Set task:
Single out the lines that include the word "index". Copy them.

Given data:
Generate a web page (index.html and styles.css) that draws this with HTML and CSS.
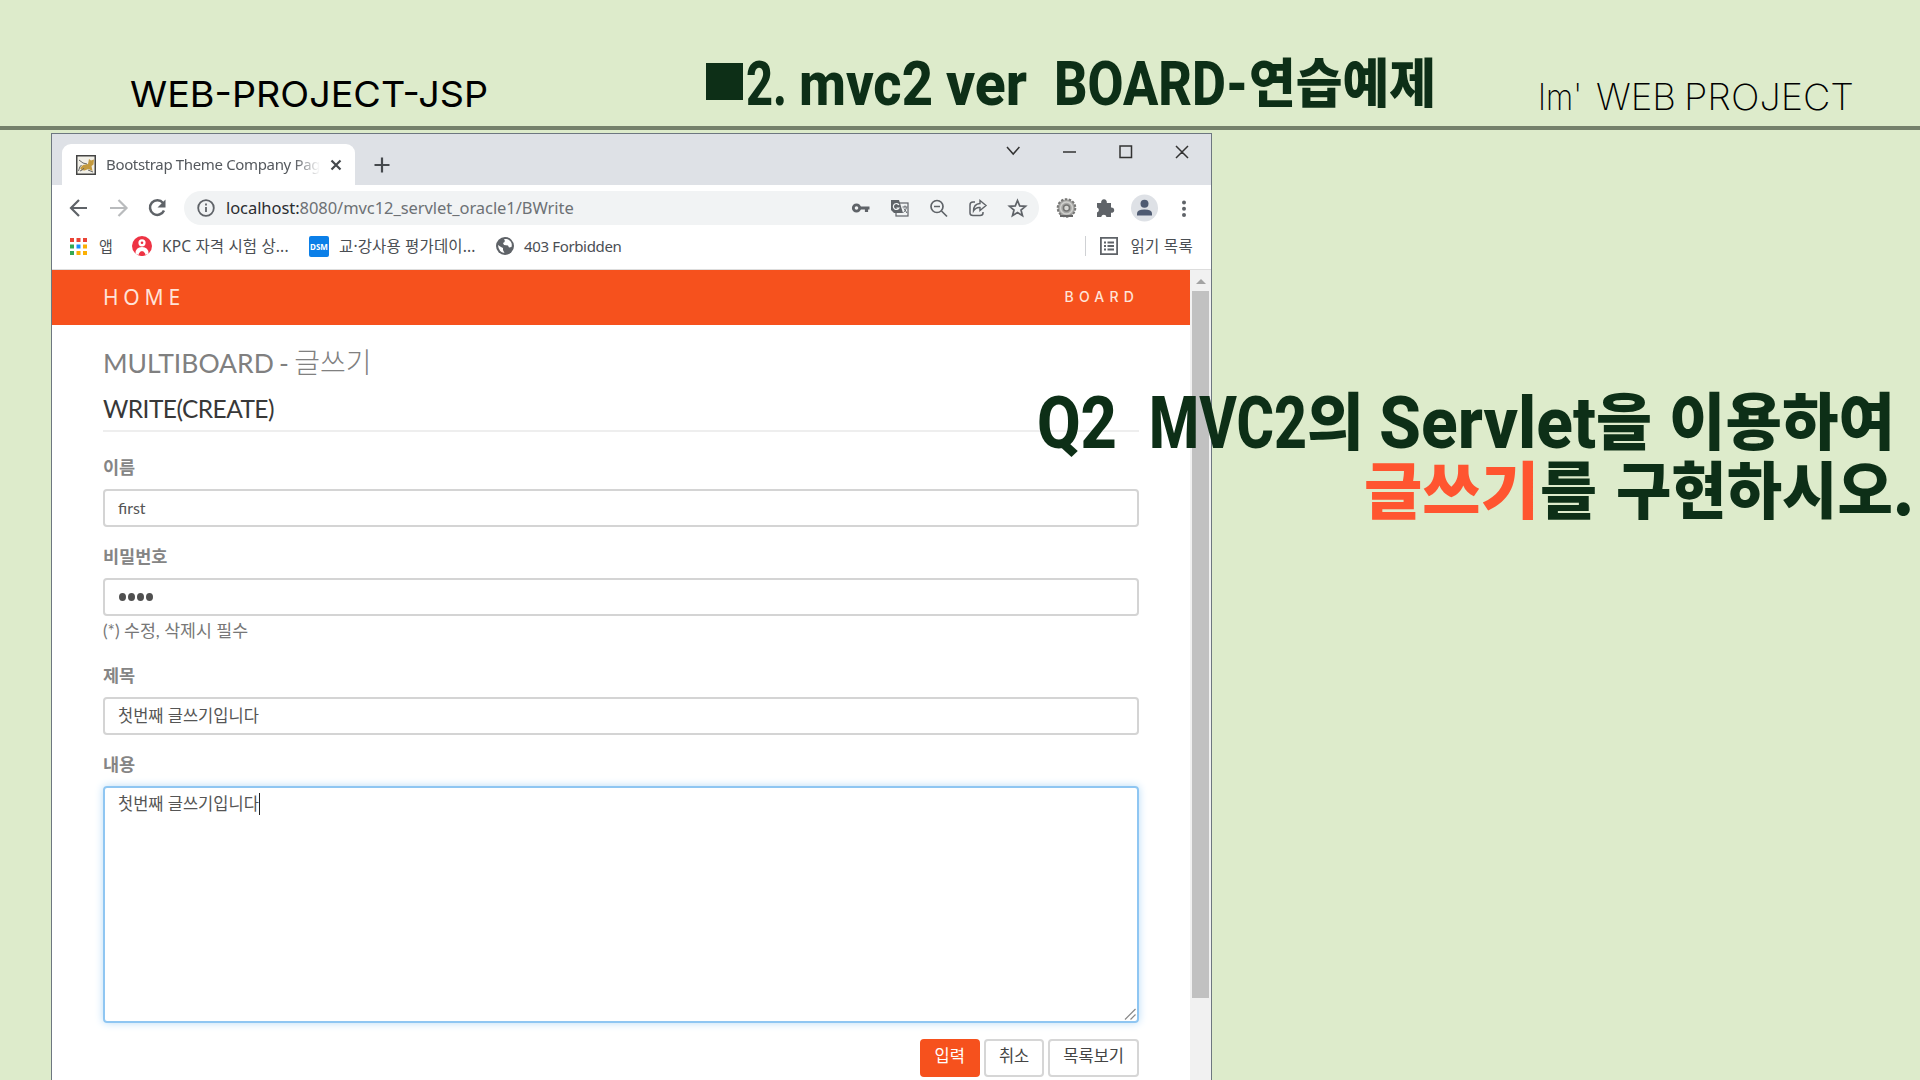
FILE: index.html
```html
<!DOCTYPE html>
<html lang="ko">
<head>
<meta charset="utf-8">
<title>MVC2 Board</title>
<link rel="stylesheet" href="styles.css">
</head>
<body>
<header class="slide-head">
  <svg class="head-text" width="1920" height="126" viewBox="0 0 1920 126">
    <text class="label" x="130" y="107" textLength="358" lengthAdjust="spacingAndGlyphs">WEB-PROJECT-JSP</text>
    <rect class="ink" x="706" y="63" width="37" height="37"/>
    <g class="title">
      <text x="746" y="105" textLength="41" lengthAdjust="spacingAndGlyphs">2.</text>
      <text x="799" y="105" textLength="134" lengthAdjust="spacingAndGlyphs">mvc2</text>
      <text x="946" y="105" textLength="81" lengthAdjust="spacingAndGlyphs">ver</text>
      <text x="1054" y="105" textLength="194" lengthAdjust="spacingAndGlyphs">BOARD-</text>
      <text class="ko" x="1249" y="103" textLength="187" lengthAdjust="spacingAndGlyphs">연습예제</text>
    </g>
    <g class="label thin">
      <text x="1538" y="109.500" textLength="44" lengthAdjust="spacingAndGlyphs">Im'</text>
      <text x="1596" y="109.500" textLength="80" lengthAdjust="spacingAndGlyphs">WEB</text>
      <text x="1684" y="109.500" textLength="170" lengthAdjust="spacingAndGlyphs">PROJECT</text>
    </g>
  </svg>
</header>

<main class="browser">
  <div class="tabstrip">
    <div class="tab">
      <svg class="favicon" width="20" height="20" viewBox="0 0 20 20"><rect x=".75" y=".75" width="18.500" height="18.500" fill="#f2f0e8" stroke="#444" stroke-width="1.500"/><path d="M4 13l3-3 5-1 1-5 2 1.500 3-1-.5 5-2 1.500 1 5-4-2-4 1.500-3-.5z" fill="#c49a3e"/><path d="M3 5l4 3 4 1M2.500 16q1-5 3-6M4 16q3-1 4-3M12 15l5 2" stroke="#666" fill="none"/></svg>
      <span class="tab-title">Bootstrap Theme Company Pag</span>
      <svg class="tab-x" width="12" height="12" viewBox="0 0 12 12"><path d="M1.500 1.500l9 9M10.500 1.500l-9 9" stroke="#45494d" stroke-width="2.200"/></svg>
    </div>
    <svg class="plus" width="16" height="16" viewBox="0 0 16 16"><path d="M8 .5v15M.5 8h15" stroke="#45494d" stroke-width="2.200"/></svg>
    <svg class="win-controls" width="190" height="20" viewBox="0 0 190 20" fill="none" stroke="#333" stroke-width="1.500"><path d="M4 5l6.200 7 6.200-7M60 10h13M117 4h11.500v11.500h-11.500zM173 4l12 12M185 4l-12 12"/></svg>
  </div>

  <div class="toolbar">
    <svg class="nav" width="100" height="24" viewBox="0 0 100 24" fill="none" stroke-width="2.200"><path d="M18 12H2M10 4l-8 8 8 8" stroke="#5f6368"/><path d="M41 12h16M49.500 4l8 8-8 8" stroke="#b9bbbd"/><path d="M94 7A7.300 7.300 0 1 0 95 14.500" stroke="#5f6368" stroke-width="2.500"/><path d="M96.500 3.500v8h-8z" fill="#5f6368"/></svg>
    <div class="omnibox">
      <svg width="18" height="18" viewBox="0 0 18 18" fill="none" stroke="#5f6368" stroke-width="1.800"><circle cx="9" cy="9" r="7.800"/><path d="M9 8v5M9 4.500v2"/></svg>
      <span class="url"><b>localhost:</b>8080/mvc12_servlet_oracle1/BWrite</span>
      <svg class="box-icons" width="176" height="24" viewBox="0 0 176 24" fill="none" stroke="#5f6368" stroke-width="1.700">
        <circle cx="4.500" cy="12" r="3.200" stroke-width="2.800"/><path d="M8 12h9.500M14.500 12v4" stroke-width="3.200"/>
        <rect x="44" y="7" width="12" height="13" stroke-width="1.200"/><path d="M39 4h8l4 13h-9l-3-3z" fill="#5f6368" stroke="none"/><path d="M47 9a3 3 0 1 0 0 3h-2.500" stroke="#f1f3f4" stroke-width="1.200"/><path d="M50.500 11h5M53 9.500v1.500M54.500 11.500c-1 3-2 4-3 5M52 12.500l3 4.500" stroke-width="1"/>
        <circle cx="85" cy="10.500" r="6"/><path d="M89.500 15l5.500 5.500M82 10.500h6"/>
        <path d="M123 6h-2q-3 0-3 3v8q0 2.500 3 2.500h7q3 0 3-2.500v-1" stroke-width="1.500"/><path d="M128 4.500l6 5-6 5v-3q-4-.5-6.500 3.500 0-7 6.500-7.500z" stroke-width="1.400"/>
        <path d="M165.500 4.500l2.200 5.400 5.800.4-4.500 3.700 1.500 5.700-5-3.200-5 3.200 1.500-5.700-4.500-3.700 5.800-.4z"/>
      </svg>
    </div>
    <svg class="ext-icons" width="150" height="28" viewBox="0 0 150 28">
      <circle cx="15.500" cy="14" r="8.800" fill="#a7a7a5" stroke="#777775" stroke-width="2" stroke-dasharray="2.500 1.450"/><circle cx="15.500" cy="14" r="6" fill="none" stroke="#d0d0cd" stroke-width="1.500"/><circle cx="15.500" cy="14" r="3" fill="#d8d8d5" stroke="#747472" stroke-width="1.500"/><path d="M9 22h13" stroke="#666" stroke-width="2"/>
      <path d="M46 9h4.200a2.900 2.900 0 1 1 5.600 0H60v4.500a2.700 2.700 0 1 1 0 5.300V23h-4.500a2.700 2.700 0 0 0-5.300 0H46v-4.500a2.600 2.600 0 0 0 0-5z" fill="#5f6368"/>
      <circle cx="93.500" cy="14" r="13.500" fill="#dee1e6"/><circle cx="93.500" cy="9.800" r="4" fill="#4f5b72"/><path d="M86 21.500v-2q0-4 7.500-4t7.500 4v2z" fill="#4f5b72"/>
      <g fill="#5f6368"><circle cx="133" cy="8.500" r="2"/><circle cx="133" cy="14.700" r="2"/><circle cx="133" cy="21" r="2"/></g>
    </svg>
  </div>

  <div class="bookmarks">
    <svg class="apps" width="17" height="17" viewBox="0 0 17 17"><path d="M0 0h4v4H0zM6.500 0h4v4h-4zM13 0h4v4h-4z" fill="#ea4335"/><path d="M0 6.500h4v4H0zM0 13h4v4H0z" fill="#34a853"/><path d="M6.500 6.500h4v4h-4z" fill="#1a8cff"/><path d="M13 6.500h4v4h-4zM6.500 13h4v4h-4zM13 13h4v4h-4z" fill="#fbb004"/></svg>
    <span class="bm b1">앱</span>
    <svg class="kpc" width="20" height="20" viewBox="0 0 20 20"><circle cx="10" cy="10" r="10" fill="#ee3344"/><circle cx="10" cy="6.800" r="3.600" fill="#fff"/><circle cx="10" cy="6.800" r="1.300" fill="#ee3344"/><path d="M3.500 17.500q0-6.500 6.500-6.500t6.500 6.500l-3 1.500q-.5-3.500-3.500-3.500t-3.500 3.500z" fill="#fff"/><circle cx="10" cy="17.600" r="2.300" fill="#ee3344"/></svg>
    <span class="bm b2">KPC 자격 시험 상...</span>
    <span class="dsm">DSM</span>
    <span class="bm b3">교·강사용 평가데이...</span>
    <svg class="globe" width="18" height="18" viewBox="0 0 18 18"><circle cx="9" cy="9" r="9" fill="#5f6368"/><path d="M2 8l3 2 2 1v2l1.500 3Q2.500 15 2 8zM8 2q2 3-1 4l1 2 4 .5 1 2 2.500-.5Q17 4 11 2z" fill="#fff"/></svg>
    <span class="bm b4">403 Forbidden</span>
    <span class="divider"></span>
    <svg class="list" width="18" height="18" viewBox="0 0 18 18" fill="none" stroke="#5f6368" stroke-width="1.800"><path d="M.9.9h16.200v16.200H.9zM4 5.500h2M4 9h2M4 12.500h2M7.500 5.500H14M7.500 9H14M7.500 12.500H14"/></svg>
    <span class="bm b5">읽기 목록</span>
  </div>

  <div class="viewport">
    <div class="page">
      <nav class="navbar"><span class="brand">HOME</span><span class="menu">BOARD</span></nav>
      <div class="content">
        <h1>MULTIBOARD - <span class="ko">글쓰기</span></h1>
        <h2>WRITE(CREATE)</h2>
        <form>
          <div class="group"><label>이름</label><div class="field">first</div></div>
          <div class="group pw"><label>비밀번호</label><div class="field"><i class="dot"></i><i class="dot"></i><i class="dot"></i><i class="dot"></i></div><span class="help">(*) 수정, 삭제시 필수</span></div>
          <div class="group"><label>제목</label><div class="field ko-text">첫번째 글쓰기입니다</div></div>
          <div class="group body"><label>내용</label><div class="field area ko-text"><span class="typed">첫번째 글쓰기입니다</span><svg class="grip" width="12" height="12" viewBox="0 0 12 12"><path d="M1 11.500L11.500 1M6.500 11.500l5-5" stroke="#888" stroke-width="1.200"/></svg></div></div>
          <div class="buttons"><span class="btn primary">입력</span><span class="btn">취소</span><span class="btn">목록보기</span></div>
        </form>
      </div>
    </div>
    <div class="scrollbar"><i class="up"></i><i class="thumb"></i></div>
  </div>
</main>

<svg class="question title" width="900" height="170" viewBox="1020 370 900 170">
  <g class="big">
    <text x="1037" y="448" textLength="80" lengthAdjust="spacingAndGlyphs">Q2</text>
    <text x="1149" y="448" textLength="158" lengthAdjust="spacingAndGlyphs">MVC2</text>
    <text class="ko" x="1307" y="445" textLength="57" lengthAdjust="spacingAndGlyphs">의</text>
    <text x="1379" y="448" textLength="217" lengthAdjust="spacingAndGlyphs">Servlet</text>
    <text class="ko" x="1596" y="445" textLength="56" lengthAdjust="spacingAndGlyphs">을</text>
    <text class="ko" x="1669" y="445" textLength="226" lengthAdjust="spacingAndGlyphs">이용하여</text>
    <text class="ko accent" x="1364" y="514" textLength="175" lengthAdjust="spacingAndGlyphs">글쓰기</text>
    <text class="ko" x="1540" y="514" textLength="57" lengthAdjust="spacingAndGlyphs">를</text>
    <text class="ko" x="1616" y="514" textLength="298" lengthAdjust="spacingAndGlyphs">구현하시오.</text>
  </g>
</svg>
</body>
</html>
```

FILE: styles.css
```css
* { box-sizing: border-box; }
body {
  margin: 0;
  width: 1920px;
  height: 1080px;
  overflow: hidden;
  position: relative;
  background: #ddebcb;
  font-family: "Noto Sans", "Noto Sans CJK KR", sans-serif;
}
svg { display: block; flex: none; overflow: visible; }

.slide-head { height: 130px; border-bottom: 4px solid #74806b; }
.label { font: 400 36px Inter, sans-serif; fill: #000; }
.thin { font-weight: 250; }
.title { font-family: Roboto, "Noto Sans CJK KR", sans-serif; font-weight: 800; font-size: 61px; fill: #0d2f17; }
.title .ko { font-family: "Noto Sans CJK KR", sans-serif; font-weight: 900; font-size: 53px; }
.ink { fill: #0d2f17; }
.question { position: absolute; left: 1020px; top: 370px; }
.big { font-size: 73px; }
.title .big .ko { font-size: 62px; }
.big .accent { fill: #ff5530; }

.browser {
  width: 1161px;
  height: 960px;
  margin: 3px 0 0 51px;
  border: 1px solid #6d7780;
  background: #fff;
}
.tabstrip { display: flex; height: 51px; background: #dee1e6; }
.tab {
  display: flex;
  align-items: center;
  width: 293px;
  height: 41px;
  margin: 10px 0 0 10px;
  padding: 0 13px 0 14px;
  background: #fff;
  border-radius: 9px 9px 0 0;
}
.tab-title {
  width: 214px;
  margin-left: 10px;
  white-space: nowrap;
  font-size: 15px;
  letter-spacing: -.35px;
  line-height: 22px;
  margin-top: -2px;
  color: #55595e;
  -webkit-mask-image: linear-gradient(90deg, #000 88%, transparent);
  mask-image: linear-gradient(90deg, #000 88%, transparent);
}
.tab-x { margin-left: 10px; }
.plus { margin: 23px 0 0 19px; }
.win-controls { margin: 8px 18px 0 auto; }

.toolbar { display: flex; align-items: center; height: 46px; }
.nav { margin-left: 17px; }
.omnibox {
  display: flex;
  align-items: center;
  width: 855px;
  height: 34px;
  margin-left: 15px;
  padding-left: 13px;
  border-radius: 17px;
  background: #f1f3f4;
}
.url { margin: -2px 0 0 11px; font-size: 16.500px; letter-spacing: -.06px; color: #6d7175; white-space: nowrap; }
.url b { font-weight: 400; color: #2b2d30; }
.box-icons { margin-left: auto; margin-right: 11px; }
.ext-icons { margin-left: 12px; }

.bookmarks { display: flex; align-items: center; height: 39px; padding: 0 18px 8px 18px; border-bottom: 1px solid #ddd; }
.bm { font-size: 15px; color: #4a4e53; white-space: nowrap; line-height: 22px; }
.b1 { width: 33px; margin-left: 12px; }
.b2 { width: 147px; margin-left: 10px; font-size: 15.500px; letter-spacing: .15px; }
.dsm { width: 20px; height: 21px; border-radius: 2px; background: #0b7fe8; color: #fff; font: 700 8px/21px "Noto Sans", sans-serif; text-align: center; }
.b3 { width: 157px; margin-left: 10px; font-size: 15.500px; letter-spacing: .15px; }
.b4 { margin-left: 10px; letter-spacing: -.35px; }
.divider { width: 1px; height: 20px; margin-left: auto; background: #cfd1d4; }
.list { margin-left: 14px; }
.b5 { margin-left: 12px; font-size: 15.500px; letter-spacing: .3px; }

.viewport { display: flex; height: 822px; }
.page { width: 1138px; }
.navbar {
  display: flex;
  justify-content: space-between;
  align-items: center;
  height: 55px;
  padding: 0 49px 0 51px;
  background: #f6511d;
  color: #ffe3d8;
}
.brand { font-size: 21px; letter-spacing: 4.800px; margin-top: -2px; }
.menu { font: 500 14px Inter, sans-serif; letter-spacing: 5.200px; margin: -2px 2px 0 0; }
.content { padding: 17px 51px 0 51px; font-family: Lato, "Noto Sans CJK KR", sans-serif; color: #777; }
h1, h2 { font-weight: 400; margin: 0; white-space: nowrap; }
h1 { font-size: 26.500px; word-spacing: -1.500px; line-height: 40px; color: #808080; }
h1 .ko { font-weight: 300; font-size: 28px; }
h2 { font-size: 24.500px; letter-spacing: -.55px; line-height: 40px; height: 48px; margin-top: 1px; padding-top: 5px; border-bottom: 2px solid #eee; color: #383838; }
.group { margin-top: 21px; height: 68px; }
.group.pw { height: 98px; }
.group.body { height: auto; }
h2 + form .group:first-child { margin-top: 25px; }
label { display: block; height: 32px; line-height: 22px; font-size: 17.500px; font-weight: 700; color: #858585; }
.field {
  display: flex;
  align-items: center;
  height: 38px;
  padding: 0 13px 2px;
  border: 2px solid #d4d4d4;
  border-radius: 4px;
  font-size: 16px;
  color: #555;
}
.ko-text { font-size: 16.500px; }
.dot { width: 7px; height: 8px; margin: 2px 2px 0 0; border-radius: 50%; background: #505050; }
.dot:first-child { margin-left: 1px; }
.help { display: block; line-height: 30px; font-size: 17.300px; }
.area { height: 237px; align-items: flex-start; padding: 5px 0 0 13px; border-color: #8fc6f2; box-shadow: 0 0 9px #b9dcf7; position: relative; }
.typed { border-right: 1px solid #222; line-height: 22px; }
.grip { position: absolute; right: 1px; bottom: 1px; }
.buttons { display: flex; justify-content: flex-end; gap: 4px; margin-top: 16px; }
.btn { height: 38px; padding: 0 13px; border: 2px solid #d6d6d6; border-radius: 4px; font-size: 16.500px; line-height: 31px; color: #444; }
.primary { background: #f6511d; border-color: #f6511d; color: #fff; }

.scrollbar { flex: 1; background: #f1f1f1; }
.up { display: block; width: 0; height: 0; margin: 9px auto 7px; border: 5px solid transparent; border-top: 0; border-bottom-color: #a3a3a3; }
.thumb { display: block; width: 17px; height: 707px; margin: 0 auto; background: #c1c1c1; }
```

Written reply:
Generate a web page (index.html and styles.css) that draws this with HTML and CSS.
FILE: index.html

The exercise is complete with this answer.